Your say / Politics

This is what’s stopping Bristol solving its housing crisis

By Stephen Clarke  Tuesday Jul 19, 2016

Like most people involved in local politics (and certainly all my fellow Green Party councillors), I became a councillor in order to try and make a difference in the city I love. One obvious area of huge concern in Bristol is housing, and especially the lack of affordable housing.

So, when I was offered a place on one of the two planning committees where elected councillors make decisions about planning applications (with the help and advice of council planning officers) I was delighted.

What could be better? I could ensure that we pushed for more affordable homes in schemes and all sections of society could be helped to find homes that they could afford.

It turns out I was either hopelessly optimistic or incurably naive (or perhaps a combination of the two). In fact, the whole system has been rigged in a quite extraordinary way by the current government to ensure that very little affordable housing ever gets built and, what’s more, it is about to get much much worse.

Bristol City Council has a current policy that there should be 30-40 per cent affordable housing in all schemes of more than 15 dwellings. So far so good, except for the killer words that this is ‘subject to scheme viability’.

This means that if a developer can prove (with the help of planning consultants who practice this ‘black art’) that a scheme is not ‘viable’ with affordable housing included then the affordable housing can be simply disappeared.

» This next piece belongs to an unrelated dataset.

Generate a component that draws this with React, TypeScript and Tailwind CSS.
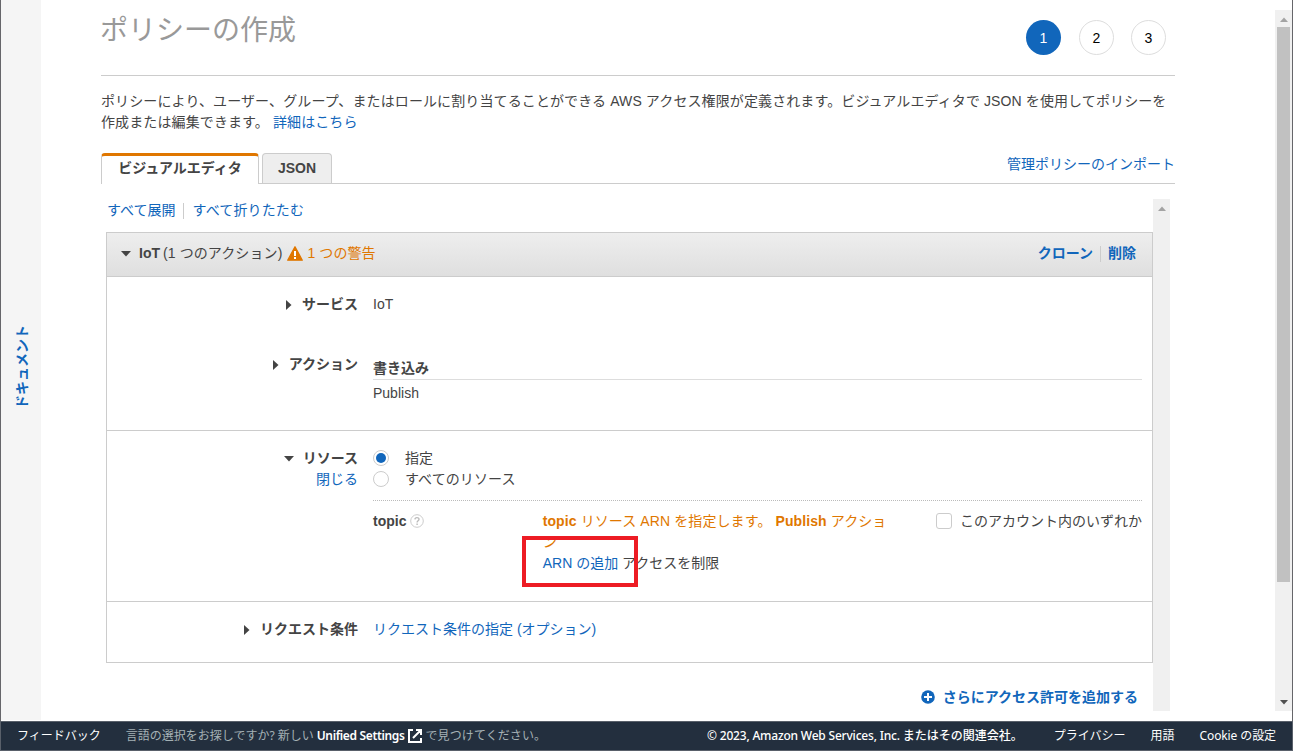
import type { ReactNode } from 'react';

interface LabelProps {
  open?: boolean;
  children: ReactNode;
}

function Caret({ open }: { open?: boolean }) {
  return open ? (
    <svg width="10" height="6" viewBox="0 0 10 6" className="mt-px shrink-0">
      <path d="M0 0h10L5 5.5z" fill="#444" />
    </svg>
  ) : (
    <svg width="6" height="10" viewBox="0 0 6 10" className="shrink-0">
      <path d="M0 0v10L5.5 5z" fill="#444" />
    </svg>
  );
}

function RowLabel({ open, children }: LabelProps) {
  return (
    <div className={`flex items-center justify-end font-bold ${open ? 'gap-[9px]' : 'gap-[10px]'}`}>
      <Caret open={open} />
      <span>{children}</span>
    </div>
  );
}

function Link({ children }: { children: ReactNode }) {
  return <span className="text-[#1166bb]">{children}</span>;
}

function Radio({ checked }: { checked?: boolean }) {
  return (
    <span className="mb-0.5 flex size-4 items-center justify-center rounded-full border border-[#ccc] bg-white">
      {checked && <span className="size-2.5 rounded-full bg-[#1166bb]" />}
    </span>
  );
}

function Steps() {
  return (
    <div className="flex pt-5 pr-[9px] text-sm text-black">
      <span className="mr-[18px] flex size-[35px] items-center justify-center rounded-full bg-[#1166bb] text-white">1</span>
      <span className="mr-[17px] flex size-[35px] items-center justify-center rounded-full border border-[#ddd]">2</span>
      <span className="flex size-[35px] items-center justify-center rounded-full border border-[#ddd]">3</span>
    </div>
  );
}

function Tabs() {
  return (
    <div className="mt-5 flex h-[31px] border-b border-[#ccc]">
      <div className="-mb-px flex h-[31px] w-[158px] justify-center rounded-t border-x border-t-3 border-x-[#ccc] border-t-[#e07700] bg-white font-bold leading-[24px]">
        ビジュアルエディタ
      </div>
      <div className="ml-[3px] flex h-[30px] w-[70px] justify-center rounded-t border border-b-0 border-[#ccc] bg-[#eee] font-bold leading-[29px]">
        JSON
      </div>
      <div className="ml-auto pt-px leading-[21px]">
        <Link>管理ポリシーのインポート</Link>
      </div>
    </div>
  );
}

function PolicyCard() {
  return (
    <div className="h-[431px] border border-[#ccc]">
      <div className="flex h-[44px] items-center border-b border-[#ccc] bg-linear-to-b from-[#eee] to-[#dfdfdf] pb-[3px] pl-[14px] pr-4">
        <Caret open />
        <span className="ml-2 font-bold">IoT</span>
        <span className="ml-[3px] tracking-[0.1px]">(1 つのアクション)</span>
        <svg width="16" height="15" viewBox="0 0 16 15" className="ml-[5px] mr-1">
          <path d="M8 0.8 15.3 14.2H.7z" fill="#e07700" stroke="#e07700" strokeWidth="1.3" strokeLinejoin="round" />
          <path d="M7 5h2v5H7zM7 11h2v2H7z" fill="#fff" />
        </svg>
        <span className="tracking-[0.1px] text-[#e07700]">1 つの警告</span>
        <span className="ml-auto flex items-center pt-px font-bold">
          <Link>クローン</Link>
          <span className="ml-[7px] mr-[7px] h-4 w-px bg-[#ccc]" />
          <Link>削除</Link>
        </span>
      </div>

      <div className="flex h-[154px] border-b border-[#ccc]">
        <div className="w-[251px] pt-[17px]">
          <RowLabel>サービス</RowLabel>
          <div className="pt-[39px]">
            <RowLabel>アクション</RowLabel>
          </div>
        </div>
        <div className="ml-[15px] w-[769px] pt-[17px]">
          <div>IoT</div>
          <div className="mt-[43px] h-[22px] border-b border-[#ddd] font-bold">書き込み</div>
          <div className="mt-[3px]">Publish</div>
        </div>
      </div>

      <div className="flex h-[171px] border-b border-[#ccc]">
        <div className="w-[251px] pt-[17px] text-right">
          <RowLabel open>リソース</RowLabel>
          <Link>閉じる</Link>
        </div>
        <div className="ml-[15px] w-[769px] pt-[17px]">
          <div className="flex items-center gap-4">
            <Radio checked />
            <span>指定</span>
          </div>
          <div className="flex items-center gap-4">
            <Radio />
            <span className="tracking-[0.1px]">すべてのリソース</span>
          </div>
          <div className="mt-[10px] flex border-t border-dotted border-[#bbb] pt-[10px]">
            <div className="flex h-[21px] w-[170px] items-center gap-1">
              <b>topic</b>
              <svg width="14" height="14" viewBox="0 0 14 14" className="mb-px">
                <circle cx="7" cy="7" r="6.3" fill="none" stroke="#ccc" />
                <path d="M4.9 5.4C5 3 9 3 9 5.3c0 1.4-1.9 1.5-1.9 3.1M7.1 9.6v1.5" fill="none" stroke="#bbb" strokeWidth="1.4" />
              </svg>
            </div>
            <div className="relative w-[394px]">
              <div className="tracking-[0.1px] text-[#e07700]">
                <b>topic</b> リソース ARN を指定します。 <b>Publish</b> アクショ
                <br />ン
              </div>
              <div>
                <Link>ARN の追加</Link> アクセスを制限
              </div>
              {/* callout around the ARN link */}
              <div className="absolute -left-[21px] top-[25px] h-[51px] w-[116px] border-4 border-[#ed1c24]" />
            </div>
            <div className="flex h-[21px] items-center gap-2 whitespace-nowrap">
              <span className="mb-px size-4 rounded-[3px] border border-[#ccc]" />
              <span>このアカウント内のいずれか</span>
            </div>
          </div>
        </div>
      </div>

      <div className="flex pt-[17px]">
        <div className="w-[251px]">
          <RowLabel>リクエスト条件</RowLabel>
        </div>
        <div className="ml-[15px]">
          <Link>リクエスト条件の指定 (オプション)</Link>
        </div>
      </div>
    </div>
  );
}

function Footer() {
  return (
    <footer className="flex h-[30px] items-center whitespace-nowrap border border-[#59606a] bg-[#232f3e] px-4 font-['Noto_Sans','Noto_Sans_CJK_JP',sans-serif] text-xs text-white">
      <span>フィードバック</span>
      <span className="ml-[25px] text-[#a5b1b5]">言語の選択をお探しですか? 新しい</span>
      <span className="ml-[3px] font-semibold tracking-[-0.35px]">Unified Settings</span>
      <svg width="14" height="14" viewBox="0 0 14 14" fill="none" stroke="#fff" strokeWidth="2" className="ml-[3px] mr-1">
        <path d="M5 1H1v12h12V9M8 1h5v5M13 1 5 9" />
      </svg>
      <span className="tracking-[0.1px] text-[#a5b1b5]">で見つけてください。</span>
      <span className="ml-auto font-medium">
        <span className="tracking-[-0.2px]">© 2023, Amazon Web Services, Inc. </span>
        またはその関連会社。
      </span>
      <span className="ml-[31px]">プライバシー</span>
      <span className="ml-[25px]">用語</span>
      <span className="ml-[25px] tracking-[-0.1px]">Cookie の設定</span>
    </footer>
  );
}

export default function App() {
  return (
    <div className="h-[751px] w-[1293px] overflow-hidden bg-white font-['Liberation_Sans','Noto_Sans_CJK_JP',sans-serif] text-sm leading-[21px] text-[#444]">
      <div className="flex h-[721px] border-x border-[#66666a]">
        <aside className="flex h-[720px] w-10 items-center justify-center bg-[#f5f5f5] pl-0.5 pt-[14px]">
          <span className="rotate-180 font-bold text-[#1166bb] [text-orientation:sideways] [writing-mode:vertical-rl]">ドキュメント</span>
        </aside>

        <main className="ml-[60px] w-[1074px]">
          <div className="flex h-[76px] justify-between border-b border-[#ccc]">
            <h1 className="-ml-px pt-[10px] text-[28px] leading-[42px] text-[#999]">ポリシーの作成</h1>
            <Steps />
          </div>
          <p className="whitespace-nowrap pt-[15px] tracking-[0.11px]">
            ポリシーにより、ユーザー、グループ、またはロールに割り当てることができる AWS アクセス権限が定義されます。ビジュアルエディタで JSON を使用してポリシーを
            <br />
            作成または編集できます。 <Link>詳細はこちら</Link>
          </p>
          <Tabs />

          <div className="ml-[5px] mt-[15px] flex h-[512px] w-[1064px] overflow-hidden">
            <div className="w-[1047px]">
              <div className="flex h-[33px] pl-px pt-px">
                <Link>すべて展開</Link>
                <span className="ml-2 mr-2 mt-[3px] h-4 w-px bg-[#ccc]" />
                <span className="tracking-[0.15px]">
                  <Link>すべて折りたたむ</Link>
                </span>
              </div>
              <PolicyCard />
              <div className="mt-6 flex items-center justify-end gap-2 pr-[15px] font-bold text-[#1166bb]">
                <svg width="14" height="14" viewBox="0 0 14 14" className="mb-px">
                  <circle cx="7" cy="7" r="6.8" fill="#1166bb" />
                  <path d="M7 3v8M3 7h8" stroke="#fff" strokeWidth="2" />
                </svg>
                さらにアクセス許可を追加する
              </div>
            </div>
            <div className="flex w-[17px] justify-center bg-[#f0f0f0] pt-[7px]">
              <svg width="8" height="5" viewBox="0 0 8 5">
                <path d="M0 5h8L4 .5z" fill="#a3a3a3" />
              </svg>
            </div>
          </div>
        </main>

        <div className="ml-auto mt-[10px] flex h-[701px] w-[17px] flex-col items-center bg-[#f0f0f0] pb-[6px] pt-[7px]">
          <svg width="8" height="5" viewBox="0 0 8 5">
            <path d="M0 5h8L4 .5z" fill="#a3a3a3" />
          </svg>
          <div className="mt-[5px] h-[555px] w-[13px] bg-[#c1c1c1]" />
          <svg width="8" height="5" viewBox="0 0 8 5" className="mt-auto">
            <path d="M0 0h8L4 4.5z" fill="#505050" />
          </svg>
        </div>
      </div>
      <Footer />
    </div>
  );
}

I have recently sat on a committee where a large development of 235 homes (Lombard House and Regent House next to Asda in Bedminster) received planning permission despite including zero affordable housing.

The scheme was recommended for approval by the council officers because we were told that the expense of converting an existing building meant it would not have been ‘viable’ if affordable housing (with its reduced profit for the developer) was included.

This was the third such scheme the committee had looked at in the meeting and we were feeling pretty rebellious about this issue; so much so that we were considering refusing permission even though the scheme included much needed houses in central Bristol.

However, we were told in no uncertain terms by the council officers that there would inevitably be an appeal by the developers if we did so, and that we would (equally inevitably) lose the appeal. That would mean picking up the legal costs and stretching Bristol’s reduced resources even further.

What are we to make of this strategy being imposed from above? It seems to me that the Tories are determined to socially cleanse large areas of the inner city by excluding those who can’t afford to buy or rent privately. Certainly their policy direction suggests this.

Consider their idea of ‘starter homes’ for example, which will be sold at a 20 per cent discount to private first-time buyers under 40. This won’t of course help the most vulnerable and disadvantaged people who need homes, as they won’t be able to get mortgages or save large deposits.

In addition, the starter homes can be sold on again at full price after five years and the profit is kept by the seller. Effectively, this is a lottery win for those who can afford to buy this particular (state subsidised) ticket.

Under the Housing and Planning Act (2016) the council will be required to “promote the supply of starter homes” and ensure there is a percentage of them (potentially 20 per cent) on all developments of ten or more dwellings. “Good for them,” I hear you say; what’s this got to do with affordable housing?

The problem is that these starter homes can be built instead of the affordable homes quota. In other words, these privately owned homes will be substituted for the kind of social rented or shared ownership homes that we have at the moment under the affordable housing provisions.

Inevitably this will lead to a further dramatic reduction in affordable homes in our city. When you consider that the situation with such homes in Bristol is already terrible (the council only managed to achieve 21 per cent affordable homes in the schemes approved in 2015/16) we are heading for an even bigger housing crisis.

Stephen Clarke is a Green Party Councillor for Southville.